If Hamar & Nellifer were playing chess, one could say that the former won by “sacrificing his queen.”😂😂
One of the best twist endings in any film❤🎥🎞️
yes i agree with you their is many more classics like the robe.richard burton.then again i love all roman films the mid 40s up to the late 60s seem to be the best years for the epics.cast of 1000s have long gone.
They're now the cast off thousands.
2:58 - The ultimate revenge and payback!
Powerful words spoken
A very good movie with Joan Collins dancing is 7 Thieves. About 20 mins in you see her dancing on stage barefoot while Eli Wallach plays sax💃🏻🎶
I would have left a message for her on one of the stone doors explaining why she was being buried alive.

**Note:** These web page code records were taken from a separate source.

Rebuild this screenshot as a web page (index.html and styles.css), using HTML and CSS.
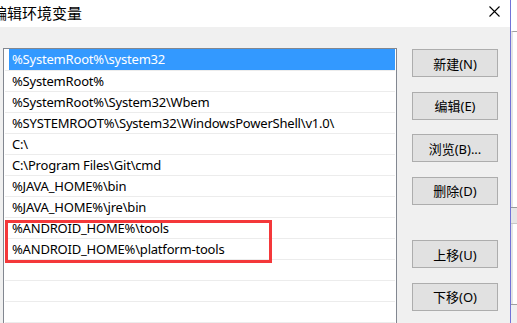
FILE: index.html
```html
<html>
<head>
    <meta charset="utf-8">
    <link rel="stylesheet" href="styles.css">
</head>
<body>
    <div class="screen">
        <div class="dialog">
            <div class="titlebar">
                <span class="title">编辑环境变量</span>
                <svg class="close" width="11" height="11" viewBox="0 0 11 11">
                    <path d="M0.5 0.5 L10.5 10.5 M10.5 0.5 L0.5 10.5" stroke="#000" stroke-width="1.1" fill="none"/>
                </svg>
            </div>
            <div class="content">
                <div class="list">
                    <div class="row selected"><span class="item">%SystemRoot%\system32</span></div>
                    <div class="row"><span class="item">%SystemRoot%</span></div>
                    <div class="row"><span class="item">%SystemRoot%\System32\Wbem</span></div>
                    <div class="row"><span class="item">%SYSTEMROOT%\System32\WindowsPowerShell\v1.0\</span></div>
                    <div class="row"><span class="item">C:\</span></div>
                    <div class="row"><span class="item">C:\Program Files\Git\cmd</span></div>
                    <div class="row"><span class="item">%JAVA_HOME%\bin</span></div>
                    <div class="row"><span class="item">%JAVA_HOME%\jre\bin</span></div>
                    <div class="row"><span class="item">%ANDROID_HOME%\tools</span></div>
                    <div class="row"><span class="item">%ANDROID_HOME%\platform-tools</span></div>
                    <div class="row"><span class="item"></span></div>
                    <div class="row"><span class="item"></span></div>
                    <div class="row"><span class="item"></span></div>
                    <div class="highlight"></div>
                </div>
                <div class="buttons">
                    <div class="btn">新建(N)</div>
                    <div class="btn">编辑(E)</div>
                    <div class="btn">浏览(B)...</div>
                    <div class="btn">删除(D)</div>
                    <div class="btn move-up">上移(U)</div>
                    <div class="btn">下移(O)</div>
                </div>
            </div>
        </div>
        <div class="behind">
            <div class="behind-top"></div>
            <div class="behind-mid"></div>
            <div class="behind-band"></div>
            <div class="behind-low"></div>
            <div class="behind-bottom"></div>
        </div>
    </div>
</body>
</html>
```

FILE: styles.css
```css
body {
    margin: 0;
    background: #ffffff;
    overflow: hidden;
    font-family: "Noto Sans", "Noto Sans CJK SC", sans-serif;
}
.screen {
    display: flex;
    width: 517px;
    height: 323px;
    overflow: hidden;
}
.dialog {
    width: 510px;
    flex-shrink: 0;
    background: #f0f0f0;
    border-right: 1px solid #7272d8;
    display: flex;
    flex-direction: column;
    overflow: hidden;
}
.titlebar {
    height: 27px;
    flex-shrink: 0;
    background: #ffffff;
    display: flex;
    align-items: center;
    justify-content: space-between;
    padding-right: 10px;
}
.title {
    margin-left: -8px;
    font-family: "Noto Sans CJK SC", sans-serif;
    font-size: 15px;
    color: #000;
    margin-top: -2px;
}
.close {
    margin-top: -5px;
}
.content {
    display: flex;
    flex-shrink: 0;
    padding: 21px 0 0 3px;
    gap: 15px;
}
.list {
    position: relative;
    width: 390px;
    height: 300px;
    flex-shrink: 0;
    background: #ffffff;
    border: 1px solid #828790;
    padding: 1px 1px 0 1px;
}
.row {
    height: 21px;
    box-sizing: border-box;
    border-bottom: 1px solid #ececec;
    display: flex;
}
.item {
    flex: 1;
    margin-left: 4px;
    padding-left: 3px;
    font-size: 13px;
    line-height: 20px;
    color: #000;
    white-space: nowrap;
    letter-spacing: -0.2px;
}
.selected .item {
    background: #3399ff;
    color: #ffffff;
    margin-top: -1px;
}
/* red annotation box over the two android rows */
.highlight {
    position: absolute;
    left: 1px;
    top: 171px;
    width: 261px;
    height: 37px;
    border: 3px solid #f4383a;
}
.buttons {
    display: flex;
    flex-direction: column;
    gap: 14.6px;
    padding-top: 1px;
}
.btn {
    width: 84px;
    height: 26px;
    background: #e1e1e1;
    border: 1px solid #adadad;
    display: flex;
    align-items: center;
    justify-content: center;
    font-size: 13px;
    color: #000;
}
.move-up {
    margin-top: 21px;
}
.behind {
    flex: 1;
    display: flex;
    flex-direction: column;
    background: #ffffff;
}
.behind-top {
    height: 31px;
}
.behind-mid {
    height: 175px;
    border-top: 1px solid #a0a0a0;
    border-left: 2px solid #e4e4e4;
}
.behind-band {
    height: 15px;
    background: #e6e6e6;
    border-top: 1px solid #9a9a9a;
    border-bottom: 1px solid #c8c8c8;
}
.behind-low {
    height: 80px;
    border-left: 2px solid #e4e4e4;
}
.behind-bottom {
    flex: 1;
    border-top: 1px solid #a0a0a0;
    background: #f0f0f0;
}
```
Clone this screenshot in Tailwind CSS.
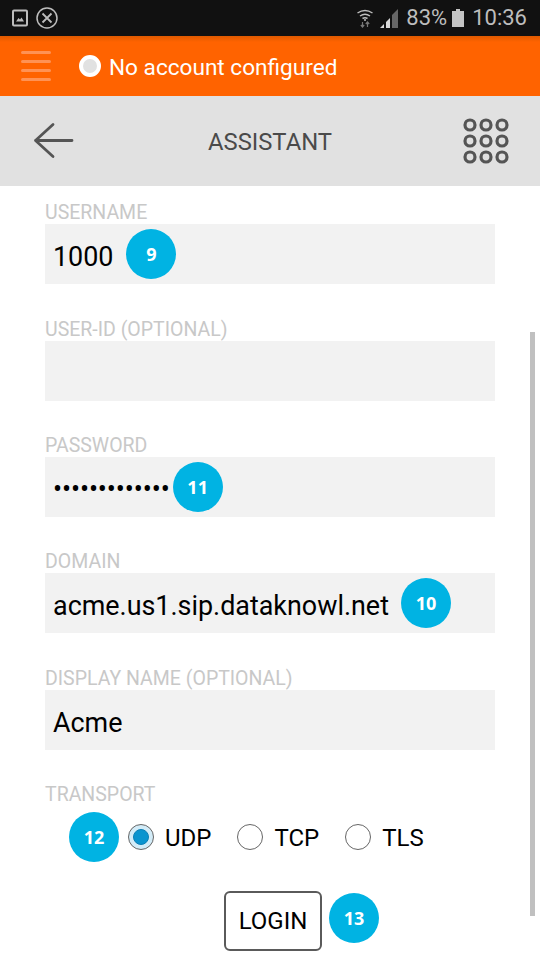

"Hello, Nellifar. If you are reading this then you probably now realize what is happening. You now realize you are trapped. If you had been more observant you would have realized that this pyramid is not only designed to keep people out but also to keep people in as well. Other tombs had a way out so that the people who sealed the corpse in would be able to serve the successor. There is no such thing in this one. I secretly instructed the architects to build it that way specifically to contain you.
This should have been obvious, but you were so busy with your plots and schemes to eliminate me and my successors that you had no idea I was on to you this whole time. You can try and search this chamber all you like. But it will be in vain. There is no way out of this tomb. No one can hear your screams. And if you noticed the curse on this tomb, it states that any who breaks into or escapes it will be affected. Don't worry about the people outside, they have been told you willingly allowed yourself to be interred with me due to your grief at my death. So they will not come looking for you. This is your fate."
Signed: Blake Carrington
Why offer her that much attention? Seal it and be done. She's not worthy of a note that just says what sealing it did.
awesome movie, the way they used sand is very interesting, they did actually seal tombs that would lock in place, using resin and copper pins I think, the pharaoh though has some of the skinniest arms I've ever seen-haha, I think all these ancient egyptian films are interesting because they didn't use cgi so they'd have to kinda replicate ways that stone was moved and how the cities and clothing looked, and it kinda gives us a glimpse of how it might have looked, that's what the pyramids actually looked like with their smooth limestone casing stones in place..just imagine..while also telling us how much we've learned since and how much there's still left to learn about the ancients, every generation thinks they have it figured out and they never really do
Final shot shows Khufu's pyramid as it actually was when it was built: clad in limestone, not the ragged staircase we know today.
Yes. Originally capped with white Tura limestone which reflected sunlight. The pyramid would've shown like a star during the day.